> EXERCISE INSTRUCTIONS
From the first line of the data through the line containing "string; kind: 'input';", return each line exactly.

*****

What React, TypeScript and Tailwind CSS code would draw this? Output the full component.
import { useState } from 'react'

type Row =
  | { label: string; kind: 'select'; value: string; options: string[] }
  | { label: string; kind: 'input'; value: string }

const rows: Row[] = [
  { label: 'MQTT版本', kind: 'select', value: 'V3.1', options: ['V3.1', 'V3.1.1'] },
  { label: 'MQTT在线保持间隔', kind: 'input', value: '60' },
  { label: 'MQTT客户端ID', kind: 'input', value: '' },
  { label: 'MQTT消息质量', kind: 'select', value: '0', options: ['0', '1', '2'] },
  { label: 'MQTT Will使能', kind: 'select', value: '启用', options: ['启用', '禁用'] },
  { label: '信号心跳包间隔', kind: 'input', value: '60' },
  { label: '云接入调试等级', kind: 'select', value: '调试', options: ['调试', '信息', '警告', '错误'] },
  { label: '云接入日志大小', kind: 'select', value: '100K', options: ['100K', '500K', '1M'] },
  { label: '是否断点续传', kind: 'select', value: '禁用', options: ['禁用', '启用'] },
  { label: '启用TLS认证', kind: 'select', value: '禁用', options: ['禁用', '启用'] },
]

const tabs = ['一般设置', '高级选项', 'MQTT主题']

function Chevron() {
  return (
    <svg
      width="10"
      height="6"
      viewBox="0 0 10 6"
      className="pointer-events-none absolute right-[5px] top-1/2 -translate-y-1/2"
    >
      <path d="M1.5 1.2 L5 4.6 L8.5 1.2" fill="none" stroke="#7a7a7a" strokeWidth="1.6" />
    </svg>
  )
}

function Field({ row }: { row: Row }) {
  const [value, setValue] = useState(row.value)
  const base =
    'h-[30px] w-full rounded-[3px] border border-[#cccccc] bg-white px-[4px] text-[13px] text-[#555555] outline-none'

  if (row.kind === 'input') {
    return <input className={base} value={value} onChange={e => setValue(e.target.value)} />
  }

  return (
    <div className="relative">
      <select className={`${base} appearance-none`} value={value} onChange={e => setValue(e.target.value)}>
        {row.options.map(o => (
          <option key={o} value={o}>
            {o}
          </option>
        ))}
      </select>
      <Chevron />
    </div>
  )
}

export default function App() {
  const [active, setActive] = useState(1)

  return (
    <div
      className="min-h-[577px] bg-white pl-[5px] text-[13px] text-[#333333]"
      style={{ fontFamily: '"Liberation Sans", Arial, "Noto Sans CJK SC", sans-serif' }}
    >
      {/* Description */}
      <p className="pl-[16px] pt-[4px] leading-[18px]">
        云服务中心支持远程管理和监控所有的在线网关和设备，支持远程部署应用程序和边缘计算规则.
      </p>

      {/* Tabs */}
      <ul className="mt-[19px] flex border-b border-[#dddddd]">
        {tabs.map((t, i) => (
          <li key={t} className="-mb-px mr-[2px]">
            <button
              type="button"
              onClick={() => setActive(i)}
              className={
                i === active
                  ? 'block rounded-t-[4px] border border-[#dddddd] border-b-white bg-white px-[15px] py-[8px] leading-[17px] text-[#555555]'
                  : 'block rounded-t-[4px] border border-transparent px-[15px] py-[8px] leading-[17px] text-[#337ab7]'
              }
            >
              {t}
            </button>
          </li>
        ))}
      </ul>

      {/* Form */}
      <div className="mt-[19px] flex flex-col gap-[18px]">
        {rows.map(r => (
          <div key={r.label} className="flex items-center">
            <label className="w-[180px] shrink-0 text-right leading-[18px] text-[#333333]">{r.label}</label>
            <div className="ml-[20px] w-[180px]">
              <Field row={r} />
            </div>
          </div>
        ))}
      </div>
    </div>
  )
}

*****

> RESPONSE
What React, TypeScript and Tailwind CSS code would draw this? Output the full component.
import { useState } from 'react'

type Row =
  | { label: string; kind: 'select'; value: string; options: string[] }
  | { label: string; kind: 'input'; value: string }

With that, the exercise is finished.